Cass. crim. n° 24-81.249

15 septembre 2025

Faits et procédure

1. Il résulte de l'arrêt attaqué et des pièces de procédure ce qui suit.

2. Le 26 février 2019, le procureur de la République a ouvert une enquête préliminaire à l'encontre de la société [4], compagnie aérienne de droit espagnol, du chef de dépassement de la durée légale du temps de travail du personnel navigant.

3. Les 23 juin et 9 août 2021, la société [4] et M. [W] [N], son directeur des ressources humaines, ont été cités devant le tribunal de police des chefs précités.

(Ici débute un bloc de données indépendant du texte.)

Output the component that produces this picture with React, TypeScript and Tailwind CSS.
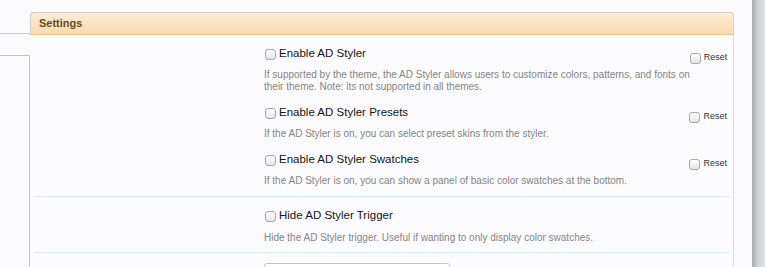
import React from "react";

function Box() {
  return (
    <span className="inline-block w-[11px] h-[11px] shrink-0 rounded-[3px] border border-[#a9a9a9] bg-gradient-to-b from-white to-[#e4e4e4]" />
  );
}

function Option({
  label,
  desc,
  first,
}: {
  label: string;
  desc: React.ReactNode;
  first?: boolean;
}) {
  return (
    <div className={`flex ${first ? "" : "mt-[12px]"}`}>
      <div className="flex-1 pl-[234px]">
        <label className="flex items-center h-[16px] text-[11.5px] text-[#151515]">
          <span className="ml-[1px] mr-[3px] flex">
            <Box />
          </span>
          {label}
        </label>
        <p className="mt-[7px] text-[10px] leading-[12px] text-[#858585] whitespace-nowrap">{desc}</p>
      </div>
      <div className="mt-[6px] mr-[3px] flex items-center h-[12px] gap-[3px] text-[9px] text-[#333]">
        <Box />
        Reset
      </div>
    </div>
  );
}

export default function App() {
  return (
    <div className="w-[765px] h-[267px] overflow-hidden bg-[#fbfbfd] flex font-['Liberation_Sans',Arial,sans-serif]">
      <div className="flex-1 flex flex-col min-h-0">
        <div className="h-[12px] shrink-0 overflow-hidden pl-[10px]">
          <div className="-mt-[14px] leading-[15px] text-[11px] text-[#8a8a8a] whitespace-nowrap">
            (e.g. [url] [b] [i] [/b] [/i] [quote]) ⓘ
          </div>
        </div>
        <div className="flex flex-1 min-h-0 overflow-hidden">
          <div className="w-[30px] shrink-0 flex flex-col">
            <div className="h-[22px] shrink-0 border-b border-[#c6d8db]" />
            <div className="mt-[21px] flex-1 border-t border-r border-[#a5d1d5]" />
          </div>
          <div className="w-[704px] shrink-0 flex flex-col">
            <div className="h-[23px] shrink-0 rounded-t-[4px] border border-[#cfcfcf] border-b-[#efc486] bg-gradient-to-b from-[#fcecd5] to-[#f8dbae] pl-[8px] flex items-center">
              <h2 className="text-[11px] font-bold text-[#6b4a1b]">Settings</h2>
            </div>
            <div className="flex-1 border-r border-[#d3e3e6] bg-[#fcfcfe]">
              <div className="pt-[11px] pb-[9px] ml-[4px] mr-[3px] border-b border-[#d9ebee]">
                <div className="-ml-[4px]">
                  <Option
                    first
                    label="Enable AD Styler"
                    desc={
                      <>
                        If supported by the theme, the AD Styler allows users to customize colors, patterns, and fonts on
                        <br />
                        their theme. Note: its not supported in all themes.
                      </>
                    }
                  />
                  <Option
                    label="Enable AD Styler Presets"
                    desc="If the AD Styler is on, you can select preset skins from the styler."
                  />
                  <Option
                    label="Enable AD Styler Swatches"
                    desc="If the AD Styler is on, you can show a panel of basic color swatches at the bottom."
                  />
                </div>
              </div>
              <div className="pt-[11px] pb-[8px] ml-[4px] mr-[3px] border-b border-[#d9ebee]">
                <div className="pl-[230px]">
                  <label className="flex items-center h-[16px] text-[11.5px] text-[#151515]">
                    <span className="ml-[1px] mr-[3px] flex">
                      <Box />
                    </span>
                    Hide AD Styler Trigger
                  </label>
                  <p className="mt-[8px] text-[10px] leading-[12px] text-[#858585]">
                    Hide the AD Styler trigger. Useful if wanting to only display color swatches.
                  </p>
                </div>
              </div>
              <div className="pl-[234px] mt-[10px]">
                <div className="w-[186px] h-[20px] rounded-[3px] border border-[#c6c6c6] bg-white" />
              </div>
            </div>
          </div>
        </div>
      </div>
      <div className="w-[13px] shrink-0 bg-gradient-to-r from-[#a8acaf] via-[#d2d4d6] to-[#dfe0e1]" />
    </div>
  );
}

4. Par jugement du 7 juin 2022, le tribunal de police a déclaré les prévenus coupables des chefs de la prévention, et a prononcé sur les peines et les intérêts civils.

5. La société [4] et M. [N] ont interjeté appel. Le ministère public a interjeté appel incident.

Examen des moyens

Sur le troisième moyen proposé pour M. [N]

6. Il n'est pas de nature à permettre l'admission du pourvoi au sens de l'article 567-1-1 du code de procédure pénale.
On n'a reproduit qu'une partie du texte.